The UNP will support a CWC amendment moved by MP V. Puthrasigamani to ensure that the Elections Department certifies that all administrative arrangements relating to the issue of identity cards have been made, to its satisfaction, and to ensure that persons entitled to vote are not precluded from exercising their franchise.

The amendment will also call for the Registrar of Persons to provide a certification that he has received reports in respect of all electoral districts that all citizens have received their identity cards.

JHU National Organiser Ven. Kolonnawe Sumangala Thera told The Sunday Times that his party would vote in favour of the bill when it comes up for a vote in Parliament this week, only if the government agreed to its proposal to the appointment of a monitoring committee .

The CWC amendment also calls for a representative of each party in Parliament forming into a monitoring committee to supervise the implementation of this law.

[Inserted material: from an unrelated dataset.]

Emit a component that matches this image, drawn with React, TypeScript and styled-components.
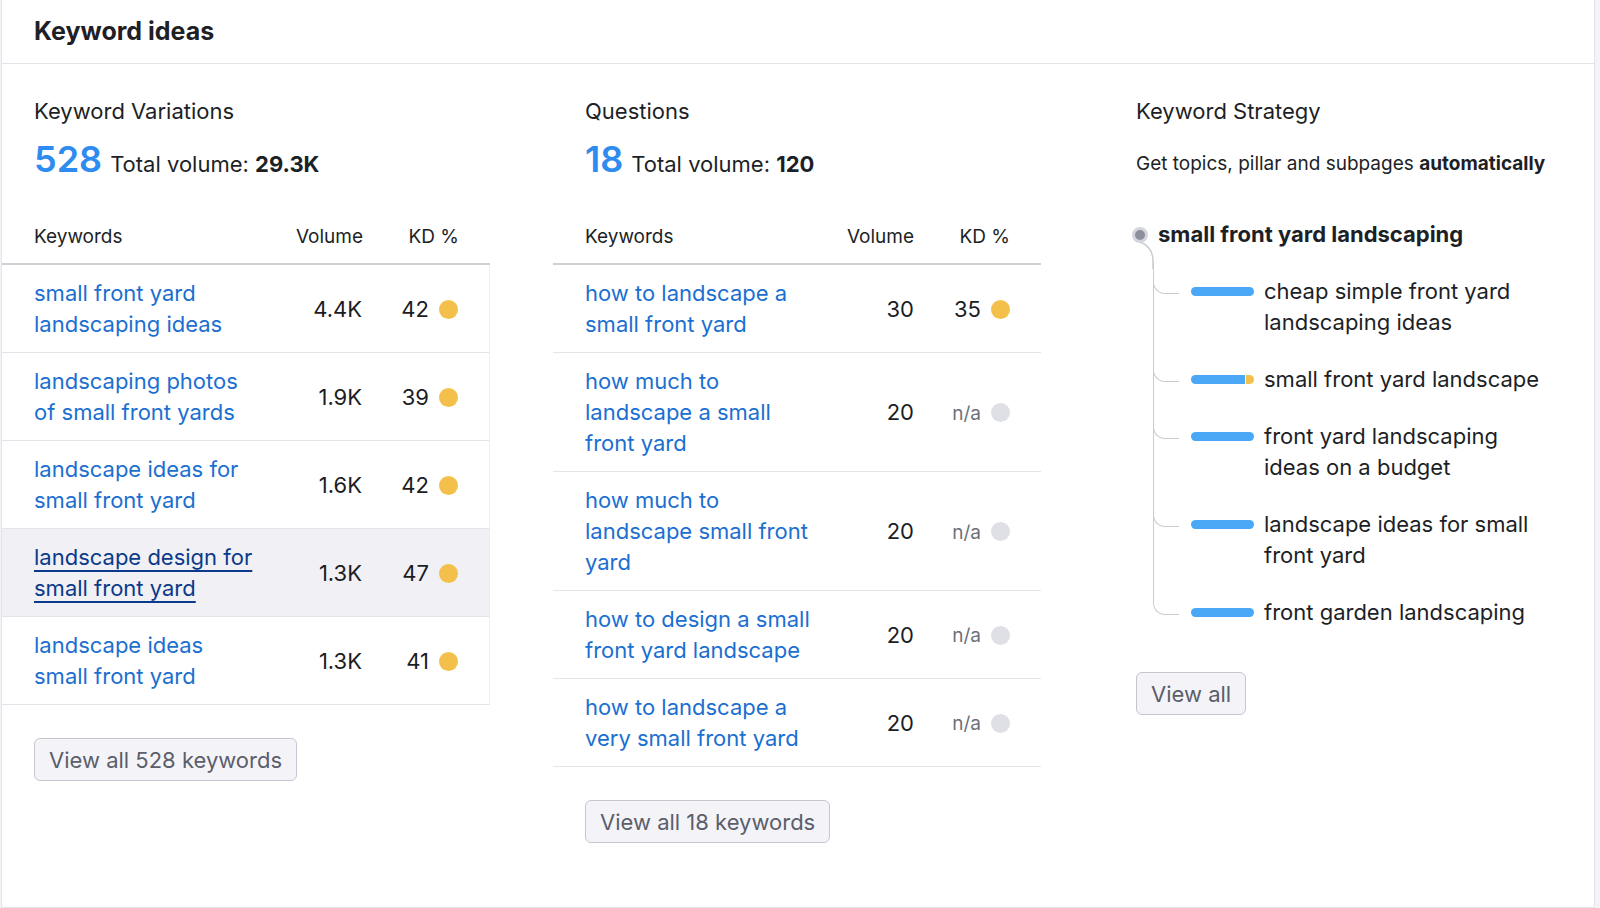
import React from 'react';
import styled, { createGlobalStyle } from 'styled-components';

const GlobalStyle = createGlobalStyle`
  html, body {
    margin: 0;
    padding: 0;
    background: #f4f4f8;
  }
  body {
    font-family: Inter, "Noto Sans", "Liberation Sans", sans-serif;
    color: #1d1f26;
    -webkit-font-smoothing: antialiased;
  }
  * {
    box-sizing: border-box;
  }
`;

const Page = styled.div`
  padding: 0 5px 0 1px;
  min-height: 100vh;
`;

const Card = styled.section`
  background: #fff;
  border: 1px solid #e3e4ea;
  border-top: none;
  min-height: 100vh;
`;

const CardHeader = styled.header`
  height: 64px;
  display: flex;
  align-items: center;
  padding: 0 32px;
  border-bottom: 1px solid #e4e5ea;
`;

const CardTitle = styled.h2`
  margin: 0;
  font-size: 25px;
  line-height: 31px;
  font-weight: 700;
  color: #1f2026;
`;

const Columns = styled.div`
  display: grid;
  grid-template-columns: repeat(3, 488px);
  column-gap: 63px;
  padding-top: 32px;
`;

const Column = styled.div`
  display: flex;
  flex-direction: column;
`;

const ColumnTitle = styled.h3`
  margin: 0;
  padding: 0 32px;
  font-size: 22px;
  line-height: 31px;
  font-weight: 400;
  color: #1d1f26;
`;

const Stats = styled.div`
  display: flex;
  align-items: baseline;
  gap: 8px;
  margin-top: 10px;
  padding: 0 32px;
  line-height: 44px;
`;

const Count = styled.span`
  font-size: 36px;
  font-weight: 600;
  color: #2e8bf0;
`;

const Total = styled.span`
  font-size: 22px;
  color: #1d1f26;

  b {
    font-weight: 700;
  }
`;

const Table = styled.div`
  margin-top: 37px;
`;

const HeadRow = styled.div<{ $kw: number }>`
  display: grid;
  grid-template-columns: ${p => p.$kw}px 1fr 96px;
  padding: 0 31px 13px 32px;
  border-bottom: 2px solid #cfd1d7;
  font-size: 19px;
  line-height: 27px;
  color: #1d1f26;
`;

const HeadCell = styled.div<{ $right?: boolean }>`
  text-align: ${p => (p.$right ? 'right' : 'left')};
`;

const Row = styled.div<{ $kw: number; $hover?: boolean; $edge?: boolean }>`
  display: grid;
  grid-template-columns: ${p => p.$kw}px 1fr 67px 29px;
  align-items: center;
  padding: 13px 31px 12px 32px;
  border-bottom: 1px solid #e4e5ea;
  border-right: ${p => (p.$edge ? '1px solid #eceef2' : 'none')};
  background: ${p => (p.$hover ? '#f0f0f5' : '#fff')};
`;

const KeywordLink = styled.a<{ $hover?: boolean }>`
  font-size: 22px;
  line-height: 31px;
  color: ${p => (p.$hover ? '#0b3a8a' : '#1b6fd1')};
  text-decoration: ${p => (p.$hover ? 'underline' : 'none')};
  text-underline-offset: 5px;
  text-decoration-thickness: 1.5px;
  cursor: pointer;
`;

const Num = styled.div`
  text-align: right;
  font-size: 22px;
  line-height: 31px;
  color: #1b1d24;
`;

const NotAvailable = styled.span`
  font-size: 19px;
  color: #6c6f7a;
`;

const Dot = styled.span<{ $color: string }>`
  justify-self: end;
  width: 19px;
  height: 19px;
  border-radius: 50%;
  background: ${p => p.$color};
`;

const Button = styled.button<{ $gap: number }>`
  align-self: flex-start;
  margin: ${p => p.$gap}px 0 0 32px;
  height: 43px;
  padding: 0 14px;
  font-family: inherit;
  font-size: 22px;
  color: #5b5e6b;
  background: #f4f4f8;
  border: 1px solid #c4c7d0;
  border-radius: 6px;
  cursor: pointer;
`;

const Subtitle = styled.p`
  margin: 23px 0 0;
  padding: 0 32px;
  font-size: 19px;
  line-height: 27px;
  white-space: nowrap;
  color: #1d1f26;

  b {
    font-weight: 700;
  }
`;

const Tree = styled.div`
  margin-top: 42px;
  padding: 0 32px;
`;

const Root = styled.div`
  position: relative;
  display: flex;
  align-items: center;
  gap: 10px;
  margin-left: -4px;
`;

const RootDot = styled.span`
  width: 16px;
  height: 16px;
  border-radius: 50%;
  background: #8d909b;
  border: 3px solid #d4d6dd;
  flex-shrink: 0;
`;

const RootCurve = styled.svg`
  position: absolute;
  left: 7px;
  top: 22px;
`;

const RootText = styled.span`
  font-size: 22px;
  line-height: 31px;
  font-weight: 700;
  color: #1d1f26;
`;

const Children = styled.ul`
  list-style: none;
  margin: 26px 0 0;
  padding: 0;
`;

const Child = styled.li<{ $last?: boolean }>`
  position: relative;
  display: flex;
  align-items: flex-start;
  padding-left: 55px;

  & + & {
    margin-top: 26px;
  }

  &::before {
    content: '';
    position: absolute;
    left: 17px;
    top: -13px;
    width: 25px;
    height: 29.5px;
    border-left: 1.5px solid #c9ccd3;
    border-bottom: 1.5px solid #c9ccd3;
    border-bottom-left-radius: 12px;
  }

  &::after {
    content: '';
    display: ${p => (p.$last ? 'none' : 'block')};
    position: absolute;
    left: 17px;
    top: -13px;
    bottom: -13px;
    border-left: 1.5px solid #c9ccd3;
  }
`;

const Bar = styled.div`
  display: flex;
  gap: 1px;
  width: 63px;
  height: 9px;
  margin-top: 11px;
  border-radius: 5px;
  overflow: hidden;
  flex-shrink: 0;
`;

const BarPart = styled.div<{ $color: string; $width?: number }>`
  background: ${p => p.$color};
  flex: ${p => (p.$width ? `0 0 ${p.$width}px` : '1')};
`;

const ChildText = styled.span`
  margin-left: 10px;
  width: 285px;
  font-size: 22px;
  line-height: 31px;
  color: #1d1f26;
`;

type KeywordRow = { keyword: string; volume: string; kd: number | null; hover?: boolean };

const variations: KeywordRow[] = [
  { keyword: 'small front yard landscaping ideas', volume: '4.4K', kd: 42 },
  { keyword: 'landscaping photos of small front yards', volume: '1.9K', kd: 39 },
  { keyword: 'landscape ideas for small front yard', volume: '1.6K', kd: 42 },
  { keyword: 'landscape design for small front yard', volume: '1.3K', kd: 47, hover: true },
  { keyword: 'landscape ideas small front yard', volume: '1.3K', kd: 41 },
];

const questions: KeywordRow[] = [
  { keyword: 'how to landscape a small front yard', volume: '30', kd: 35 },
  { keyword: 'how much to landscape a small front yard', volume: '20', kd: null },
  { keyword: 'how much to landscape small front yard', volume: '20', kd: null },
  { keyword: 'how to design a small front yard landscape', volume: '20', kd: null },
  { keyword: 'how to landscape a very small front yard', volume: '20', kd: null },
];

const strategy = [
  { text: 'cheap simple front yard landscaping ideas' },
  { text: 'small front yard landscape', accent: true },
  { text: 'front yard landscaping ideas on a budget' },
  { text: 'landscape ideas for small front yard' },
  { text: 'front garden landscaping' },
];

const KeywordTable = ({ rows, kw, edge }: { rows: KeywordRow[]; kw: number; edge?: boolean }) => (
  <Table>
    <HeadRow $kw={kw}>
      <HeadCell>Keywords</HeadCell>
      <HeadCell $right>Volume</HeadCell>
      <HeadCell $right>KD %</HeadCell>
    </HeadRow>
    {rows.map(r => (
      <Row key={r.keyword} $kw={kw} $hover={r.hover} $edge={edge}>
        <div>
          <KeywordLink $hover={r.hover}>{r.keyword}</KeywordLink>
        </div>
        <Num>{r.volume}</Num>
        <Num>{r.kd === null ? <NotAvailable>n/a</NotAvailable> : r.kd}</Num>
        <Dot $color={r.kd === null ? '#dfe0e6' : '#f4c04c'} />
      </Row>
    ))}
  </Table>
);

export default function App() {
  return (
    <Page>
      <GlobalStyle />
      <Card>
        <CardHeader>
          <CardTitle>Keyword ideas</CardTitle>
        </CardHeader>
        <Columns>
          <Column>
            <ColumnTitle>Keyword Variations</ColumnTitle>
            <Stats>
              <Count>528</Count>
              <Total>
                Total volume: <b>29.3K</b>
              </Total>
            </Stats>
            <KeywordTable rows={variations} kw={222} edge />
            <Button $gap={33}>View all 528 keywords</Button>
          </Column>

          <Column>
            <ColumnTitle>Questions</ColumnTitle>
            <Stats>
              <Count>18</Count>
              <Total>
                Total volume: <b>120</b>
              </Total>
            </Stats>
            <KeywordTable rows={questions} kw={234} />
            <Button $gap={33}>View all 18 keywords</Button>
          </Column>

          <Column>
            <ColumnTitle>Keyword Strategy</ColumnTitle>
            <Subtitle>
              Get topics, pillar and subpages <b>automatically</b>
            </Subtitle>
            <Tree>
              <Root>
                <RootDot />
                <RootText>small front yard landscaping</RootText>
                <RootCurve width="16" height="28" viewBox="0 0 16 28" fill="none">
                  <path d="M1 1 C 9 4, 14 10, 14 20 V 28" stroke="#c9ccd3" strokeWidth="1.5" />
                </RootCurve>
              </Root>
              <Children>
                {strategy.map((s, i) => (
                  <Child key={s.text} $last={i === strategy.length - 1}>
                    <Bar>
                      <BarPart $color="#4aa8f6" />
                      {s.accent && <BarPart $color="#f4c04c" $width={8} />}
                    </Bar>
                    <ChildText>{s.text}</ChildText>
                  </Child>
                ))}
              </Children>
            </Tree>
            <Button $gap={44}>View all</Button>
          </Column>
        </Columns>
      </Card>
    </Page>
  );
}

Only if the UPFA Government accepts these proposals will it be able to muster a majority for the passage of the bill. As many as 3.8 million Sri Lankan citizens, over a third of the country's voting population, do not have National Identity Cards.

The bulk of the persons without NICs are in the southern parts of the country, with Colombo (200,000), Gampaha (300,000), Anuradhapura (200,000 ), Kurunegala (280,000) and most of the other districts at least 100,000 each.

The North and East have a separate problem. Almost 400,000 Jaffna voters have no NICs. The situation in the plantations is not as bad as earlier thought, Nuwara-Eliya having 160,000 without NICs, though several new citizens have not obtained citizenship papers to register for NICs.

The adjourned debate on the bill will continue in Parliament on Wednesday while the voting has been fixed for Thursday. The Government has agreed to an earlier opposition demand to introduce an amendment to the Bill to make provision for its implementation to become effective, one year after it is passed coupled with a guarantee that the vast majority of the estimated 3.8 million eligible voters without NICs would be issued with cards within this period.

The Supreme Court has found the bill consistent with the Constitution after it was referred to the Court by the President as an urgent bill to ascertain its constitutionality.

Meanwhile, TNA leader R. Sambanthan claimed that nearly half of the voters without NICs were from the north and east and the plantation sector and the Government must guarantee that this bill would not prejudice any section of the people when it becomes effective.

The TNA has also called for an amendment to the bill on the lines of the Puthrasigamani proposal.

Leaders without an identity!
At least two party leaders have no National Identity Cards, and will not be allowed to vote at a future election if the Government's bill to enforce the production of NICs for voting purposes comes into force with immediate effect, The Sunday Times was told.

The two are Opposition UNP leader Ranil Wickremesinghe and JHU leader Ven. Ellawela Medhananda Thera.
Mr. Wickremesinghe said that his identity card was no longer valid, and needed to be renewed, while Ven. Medananda Thera said that the JVP took his identity card away during the 1987-89 reign of terror.